Legal custody gives parents the legal authority to make important decisions on the child’s behalf. This includes decisions about education, health and medical treatment, religious instruction and the child’s general upbringing. While it is possible for a family court to award legal custody to only one parent, legal custody is often awarded to both parents. This means that after a divorce both parents can continue to make important decisions regarding their children’s lives.
Physical custody is different than legal custody and refers to which parent the child will live with. This form of child custody can be applied in a few different configurations. A parent might be awarded primary physical custody while their ex is given limited custody rights or visitation.
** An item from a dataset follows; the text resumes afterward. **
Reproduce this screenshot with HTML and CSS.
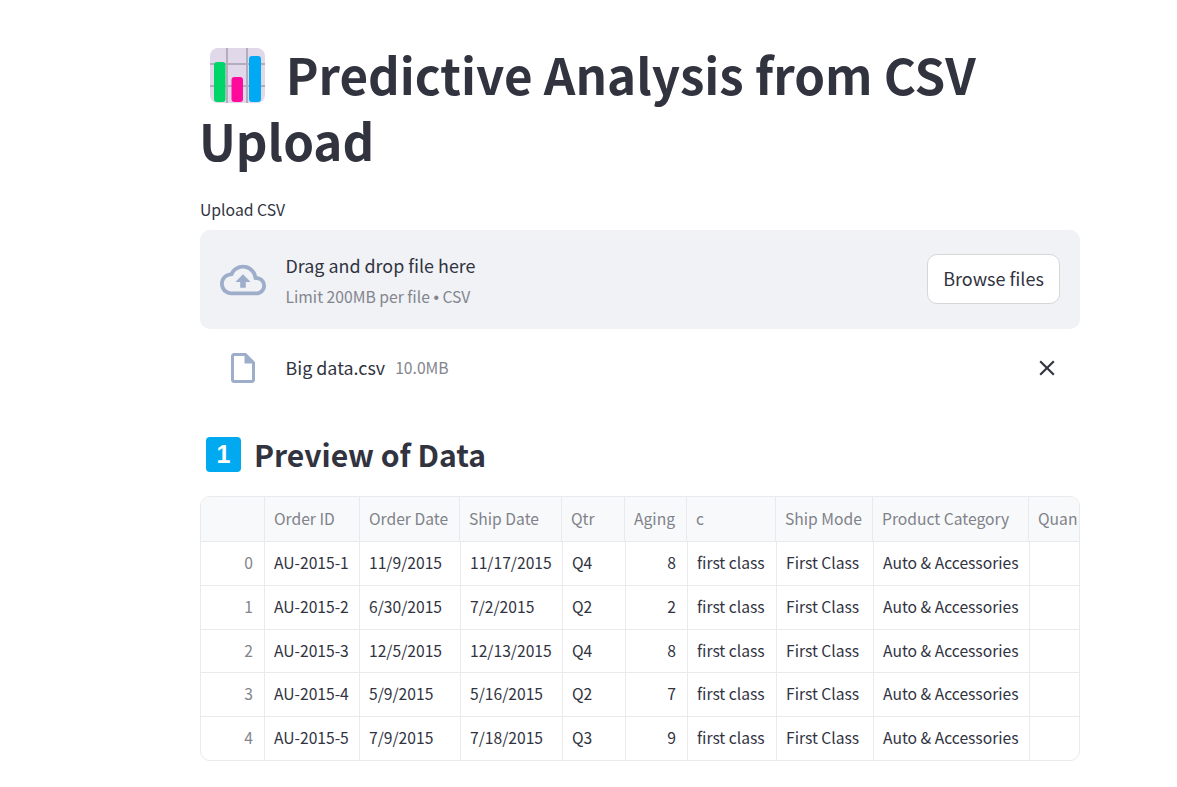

Joint physical custody is also a possibility in which a child lives with both parents for roughly equal amounts of time, but this is generally only possible when divorced parents still live relatively close to one another.
Physical and legal custody are separate from one another, so it might be the case that parents share legal custody while one parent has primary physical custody. It is also important for parents in California to remember that their child custody orders are not set in stone once the divorce is finalized. If a child or parent’s situation changes, then it is usually possible to modify the existing custody order to better suit one’s needs and the child’s best interests.